My evaluation result was:
RECALL = 0.0889
PRECISION = 0.0990
F_MEASURE = 0.0937
AER = 0.9035
Dose any body know the reason? Could the reason be that I have forgotten some parameters or I should change some of them?
in other word:
first I wanted train giza++ by huge amount of data and then test it by small corpus and compare its result by desired alignment(GOLD STANDARD) , but I don't find any document or useful page in web.
can you introduce useful document?
Therefore I ran it by small courpus (447 sentence) and compared result by desired alignment.do you think this is right way?

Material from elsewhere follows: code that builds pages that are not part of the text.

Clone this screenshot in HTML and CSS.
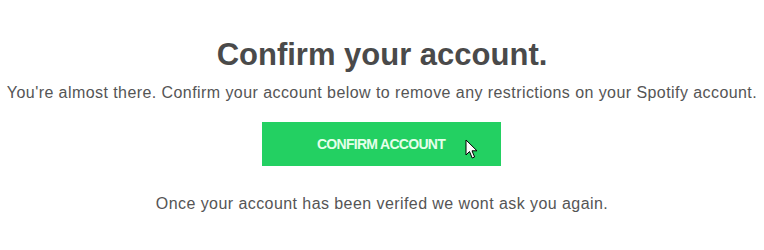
FILE: index.html
```html
<!DOCTYPE html>
<html>
<head>
<meta charset="utf-8">
<link rel="stylesheet" href="styles.css">
</head>
<body>
<main class="page">
  <h1 class="title">Confirm your account.</h1>
  <p class="lead">You're almost there. Confirm your account below to remove any restrictions on your Spotify account.</p>
  <div class="btn-wrap">
    <a class="btn" href="#">CONFIRM ACCOUNT</a>
    <svg class="cursor" width="14" height="21" viewBox="0 0 14 21"><path d="M1 1 L1 16 L4.5 12.5 L7.2 19 L9.6 18 L7 11.8 L12 11.8 Z" fill="#fff" stroke="#000" stroke-width="1" stroke-linejoin="miter"/></svg>
  </div>
  <p class="note">Once your account has been verifed we wont ask you again.</p>
</main>
</body>
</html>
```
FILE: styles.css
```css
html, body { margin: 0; padding: 0; background: #fff; }
.page {
  font-family: "Liberation Sans", Arial, sans-serif;
  color: #555;
  display: flex;
  flex-direction: column;
  align-items: center;
  padding-top: 37px;
}
.title {
  margin: 0;
  font-size: 31px;
  line-height: 36px;
  font-weight: bold;
  color: #4a4a4a;
}
.lead {
  margin: 10px 0 0;
  font-size: 16px;
  line-height: 20px;
  letter-spacing: 0.43px;
  color: #555;
}
.btn-wrap {
  position: relative;
  margin-top: 19px;
  margin-left: -2px;
}
.btn {
  display: flex;
  align-items: center;
  justify-content: center;
  width: 239px;
  height: 44px;
  background: #23d062;
  color: #e4ffea;
  font-size: 14px;
  font-weight: bold;
  text-decoration: none;
  letter-spacing: -0.7px;
}
.cursor {
  position: absolute;
  left: 203px;
  top: 17px;
}
.note {
  margin: 28px 0 0;
  font-size: 16px;
  line-height: 20px;
  letter-spacing: 0.43px;
  color: #555;
}
```
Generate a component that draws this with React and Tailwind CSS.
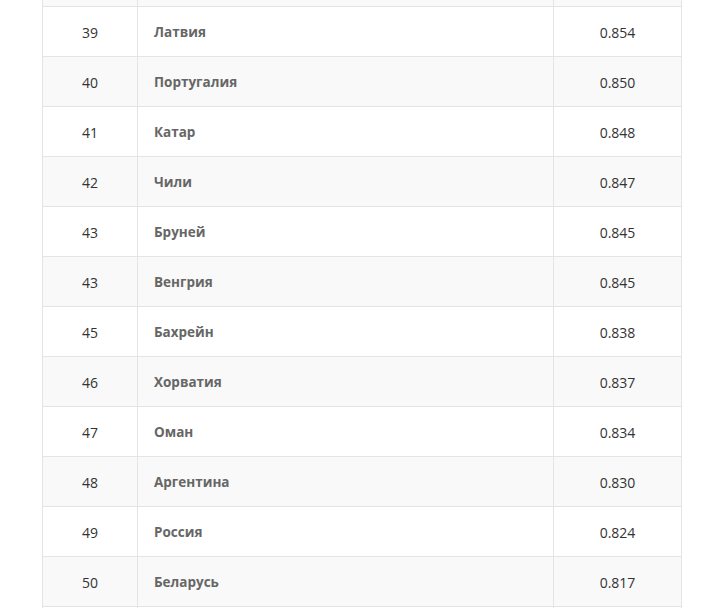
import React from "react";

const rows = [
  ["39", "Латвия", "0.854"],
  ["40", "Португалия", "0.850"],
  ["41", "Катар", "0.848"],
  ["42", "Чили", "0.847"],
  ["43", "Бруней", "0.845"],
  ["43", "Венгрия", "0.845"],
  ["45", "Бахрейн", "0.838"],
  ["46", "Хорватия", "0.837"],
  ["47", "Оман", "0.834"],
  ["48", "Аргентина", "0.830"],
  ["49", "Россия", "0.824"],
  ["50", "Беларусь", "0.817"],
];

const App = () => {
  return (
    <div
      className="h-[608px] w-[728px] overflow-hidden bg-white"
      style={{ fontFamily: '"Open Sans", "Liberation Sans", sans-serif' }}
    >
      <div className="ml-[42px] w-[640px] border-x border-[#e4e4e4]">
        {/* tail of the previous row */}
        <div className="flex h-[6px] bg-[#f9f9f9]">
          <div className="w-[94px]" />
          <div className="w-[416px] border-l border-[#e4e4e4]" />
          <div className="w-[128px] border-l border-[#e4e4e4]" />
        </div>
        {rows.map(([rank, country, value], i) => (
          <div
            key={i}
            className={`flex h-[50px] border-t border-[#e4e4e4] ${
              i % 2 === 1 ? "bg-[#f9f9f9]" : "bg-white"
            }`}
          >
            <div className="flex w-[94px] items-center justify-center pt-[1px] text-[14px] text-[#333]">
              {rank}
            </div>
            <div className="flex w-[416px] items-center border-l border-[#e4e4e4] pl-[16px] pt-[2px] text-[13.5px] font-bold text-[#666]">
              {country}
            </div>
            <div className="flex w-[128px] items-center justify-center border-l border-[#e4e4e4] pt-[1px] text-[14px] text-[#333]">
              {value}
            </div>
          </div>
        ))}
        <div className="flex h-[50px] border-t border-[#e4e4e4] bg-white">
          <div className="w-[94px]" />
          <div className="w-[416px] border-l border-[#e4e4e4]" />
          <div className="w-[128px] border-l border-[#e4e4e4]" />
        </div>
      </div>
    </div>
  );
};

export default App;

Also I changed my code as follows and got better result but It's still not good:
GIZA++ -S testlowsf.f.vcb -T testlowde.e.vcb -C testlowsf.f_testlowde.e.snt -m1 5 -m2 0 -mh 5 -m3 5 -m4 0 -CoocurrenceFile inputcooc.cooc -o dictionary -model1dumpfrequency 1 -model4smoothfactor 0.4 -nodumps 0 -nsmooth 4 -onlyaldumps 1 -p0 0.999 -diagonal yes -final yes
result of evaluation :
// suppose A is result of GIZA++ and G is Gold standard. As and Gs is S link in A And G files. Ap and Gp is p link in A and G files.
RECALL = As intersect Gs/Gs = 0.6295
PRECISION = Ap intersect Gp/A = 0.1090
FMEASURE = (2*PRECISION*RECALL)/(RECALL + PRECISION) = 0.1859
AER = 1 - ((As intersect Gs + Ap intersect Gp)/(A + S)) = 0.7425
Do you know the reason?
Where did you get those parameters? 100 iterations of model1?! Well, if you actually manage to run this, I strongly suspect that you have a very small parallel corpus. If so, you should consider adding more parallel data in training. And how exactly do you calculate the recall and precision measures?
EDIT:
With less than 500 sentences you're unlikely to get any reasonable performance. The usual way to do it is not find a larger (unaligned) parallel corpus, run GIZA++ on both together and then evaluate the small part for which you have the manual alignments. Check Europarl or MultiUN, these are freely available corpora, both contain a relatively large amount of English-French parallel data. The instructions on preparing the data can be found on the websites.